MSC-derived small extracellular vesicles attenuate diabetic retinopathy through miR-29a-3p regulated microglia M1-like polarization.

Diabetic retinopathy (DR), considered as a neurovascular disorder, significantly causes permanent vision loss and blindness worldwide among working-age adults. The inflammation caused by M1-like microglia is involved in DR. Mesenchymal stem cell (MSC)-derived small extracellular vesicles (sEVs) is an attractive candidate for inflammation modulation. However, the regulatory effect of sEVs secreted by MSCs on M1 differentiation of microglia in diabetic retinopathy has not been thoroughly investigated. In this study, intravitreal injection of sEVs reduced retinal inflammation, mitigated vascular leakage, and suppressed M1-like microglia via the HMGB1/TLR4 signaling pathway.

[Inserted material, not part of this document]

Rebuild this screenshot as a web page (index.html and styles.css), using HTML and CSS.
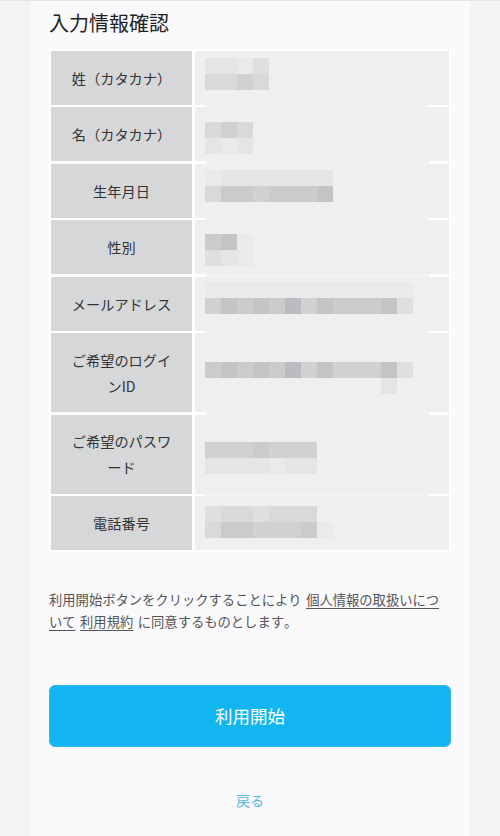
FILE: index.html
```html
<!DOCTYPE html>
<html lang="ja">
<head>
<meta charset="utf-8">
<title>入力情報確認</title>
<link rel="stylesheet" href="styles.css">
</head>
<body>
<main class="card">
  <h1 class="title">入力情報確認</h1>
  <div class="info">
    <div class="row">
      <div class="label">姓（カタカナ）</div>
      <div class="val"><div class="mos">
        <div class="mrow"><span class="k1"></span><span class="k1"></span><span class="k0"></span><span class="k2"></span></div>
        <div class="mrow"><span class="k3"></span><span class="k3"></span><span class="k4"></span><span class="k3"></span></div>
      </div></div>
    </div>
    <div class="row">
      <div class="label">名（カタカナ）</div>
      <div class="val"><div class="mos">
        <div class="mrow"><span class="k3"></span><span class="k4"></span><span class="k3"></span></div>
        <div class="mrow"><span class="k1"></span><span class="k0"></span><span class="k1"></span></div>
      </div></div>
    </div>
    <div class="row">
      <div class="label">生年月日</div>
      <div class="val"><div class="mos">
        <div class="mrow"><span class="k0"></span><span class="k1"></span><span class="k1"></span><span class="k1"></span><span class="k1"></span><span class="k1"></span><span class="k1"></span><span class="k1"></span></div>
        <div class="mrow"><span class="k3"></span><span class="k5"></span><span class="k5"></span><span class="k4"></span><span class="k5"></span><span class="k5"></span><span class="k5"></span><span class="k6"></span></div>
      </div></div>
    </div>
    <div class="row">
      <div class="label">性別</div>
      <div class="val"><div class="mos">
        <div class="mrow"><span class="k5"></span><span class="k6"></span><span class="k0"></span></div>
        <div class="mrow"><span class="k2"></span><span class="k1"></span><span class="k0"></span></div>
      </div></div>
    </div>
    <div class="row">
      <div class="label">メールアドレス</div>
      <div class="val"><div class="mos">
        <div class="mrow"><span class="k0"></span><span class="k0"></span><span class="k0"></span><span class="k0"></span><span class="k0"></span><span class="k0"></span><span class="k0"></span><span class="k0"></span><span class="k0"></span><span class="k0"></span><span class="k0"></span><span class="k0"></span><span class="k0"></span></div>
        <div class="mrow"><span class="k4"></span><span class="k6"></span><span class="k5"></span><span class="k6"></span><span class="k5"></span><span class="k7"></span><span class="k4"></span><span class="k6"></span><span class="k5"></span><span class="k5"></span><span class="k5"></span><span class="k6"></span><span class="k2"></span></div>
      </div></div>
    </div>
    <div class="row">
      <div class="label">ご希望のログインID</div>
      <div class="val"><div class="mos">
        <div class="mrow"><span class="k5"></span><span class="k6"></span><span class="k5"></span><span class="k6"></span><span class="k5"></span><span class="k7"></span><span class="k4"></span><span class="k6"></span><span class="k4"></span><span class="k4"></span><span class="k4"></span><span class="k6"></span><span class="k2"></span></div>
        <div class="mrow"><span></span><span></span><span></span><span></span><span></span><span></span><span></span><span></span><span></span><span></span><span></span><span class="k1"></span></div>
      </div></div>
    </div>
    <div class="row">
      <div class="label">ご希望のパスワード</div>
      <div class="val"><div class="mos">
        <div class="mrow"><span class="k4"></span><span class="k4"></span><span class="k4"></span><span class="k5"></span><span class="k4"></span><span class="k4"></span><span class="k4"></span></div>
        <div class="mrow"><span class="k1"></span><span class="k1"></span><span class="k1"></span><span class="k1"></span><span class="k0"></span><span class="k1"></span><span class="k1"></span></div>
      </div></div>
    </div>
    <div class="row">
      <div class="label">電話番号</div>
      <div class="val"><div class="mos">
        <div class="mrow"><span class="k2"></span><span class="k3"></span><span class="k3"></span><span class="k2"></span><span class="k3"></span><span class="k3"></span><span class="k3"></span></div>
        <div class="mrow"><span class="k3"></span><span class="k5"></span><span class="k5"></span><span class="k4"></span><span class="k4"></span><span class="k4"></span><span class="k5"></span><span class="k0"></span></div>
      </div></div>
    </div>
  </div>
  <p class="consent">利用開始ボタンをクリックすることにより <a href="#">個人情報の取扱いについて</a> <a href="#">利用規約</a> に同意するものとします。</p>
  <button class="start" type="button">利用開始</button>
  <a class="back" href="#">戻る</a>
</main>
</body>
</html>
```
FILE: styles.css
```css
html, body {
  margin: 0;
  padding: 0;
}
body {
  background: #f3f4f6;
  border-top: 1px solid #e4e5e8;
  font-family: "Noto Sans CJK JP", sans-serif;
  font-kerning: none;
  color: #333;
}
.card {
  width: 438px;
  margin: 0 31px;
  box-sizing: border-box;
  min-height: calc(100vh - 1px);
  background: #fafafc;
  padding: 7px 18px 20px;
  display: flex;
  flex-direction: column;
}
.title {
  margin: 0;
  font-size: 20px;
  line-height: 30px;
  font-weight: 400;
  color: #222;
}
.info {
  margin-top: 11px;
  background: #fff;
  padding: 2px;
  display: flex;
  flex-direction: column;
  gap: 2.45px;
}
.row {
  display: grid;
  grid-template-columns: 141px 1fr;
  column-gap: 3px;
}
.label {
  background: #d6d7d9;
  min-height: 54px;
  box-sizing: border-box;
  padding: 13.5px 16px;
  display: flex;
  align-items: center;
  justify-content: center;
  text-align: center;
  font-size: 14.2px;
  line-height: 26px;
  color: #333;
}
.val {
  position: relative;
  background: #eeeff1;
  padding-left: 10px;
}
.row:not(:last-child) .val::after {
  content: "";
  position: absolute;
  left: 10px;
  right: 20px;
  bottom: -2.45px;
  height: 2.45px;
  background: #f1f2f4;
}
.mos {
  display: flex;
  flex-direction: column;
}
.mrow {
  display: flex;
  height: 16px;
}
.mrow span {
  width: 16px;
  height: 16px;
  flex: none;
}
.row:nth-child(1) .mos { margin-top: 7px; }
.row:nth-child(2) .mos { margin-top: 14.5px; }
.row:nth-child(3) .mos { margin-top: 6px; }
.row:nth-child(4) .mos { margin-top: 13.5px; }
.row:nth-child(5) .mos { margin-top: 5px; }
.row:nth-child(6) .mos { margin-top: 29px; }
.row:nth-child(7) .mos { margin-top: 27px; }
.row:nth-child(8) .mos { margin-top: 10px; }
.k0 { background: #e9eaec; }
.k1 { background: #e4e5e7; }
.k2 { background: #dedfe1; }
.k3 { background: #d8d9db; }
.k4 { background: #d0d1d3; }
.k5 { background: #cacbcd; }
.k6 { background: #c3c4c6; }
.k7 { background: #bbbcbf; }
.consent {
  margin: 37px 0 0;
  font-size: 13.3px;
  line-height: 21.7px;
  word-spacing: 1.5px;
  color: #555;
}
.consent a {
  color: #555;
  text-decoration: underline;
  text-underline-offset: 3px;
}
.start {
  margin-top: 53px;
  height: 62px;
  width: 100%;
  border: 1px solid #2cbcf1;
  border-radius: 6px;
  background: #12b5f0;
  color: #fff;
  font-family: inherit;
  font-size: 17.5px;
  line-height: 26px;
  padding: 0;
}
.back {
  margin-top: 43px;
  align-self: center;
  font-size: 14px;
  line-height: 20px;
  color: #5bb7de;
  text-decoration: none;
}
```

Based on MSC-sEVs miRNA sequencing, bioinformatics prediction, and dual-luciferase reporter assay, miR-29a-3p was identified as a key effector in the modulation of M1-like microglia through the down-regulation of HMGB1. The silencing of miR-29a-3p in MSC-sEVs negated their therapeutic efficacy in STZ-induced diabetic rats and human microglial cells (HMC3) treated with advanced glycation end products (AGEs). Silencing miR-29a-3p in MSC-sEVs reversed the therapeutic effects of MSC-sEVs on STZ-induced rats and advanced glycation end products (AGEs)-treated HMC3. Additionally, overexpression of miR-29a-3p could suppress M1-like microglia, which could be effectively reversed by overexpressing HMGB1. Overall, this study demonstrated that MSC-sEVs carrying miR-29a-3p attenuate retinal injury in diabetic rats by reducing M1 microglia polarization through the targeting of HMGB1, thereby reducing inflammation and protecting the blood-retinal barrier (BRB). MSC-sEVs and miRNAs may be explored as promising therapeutic targets for DR.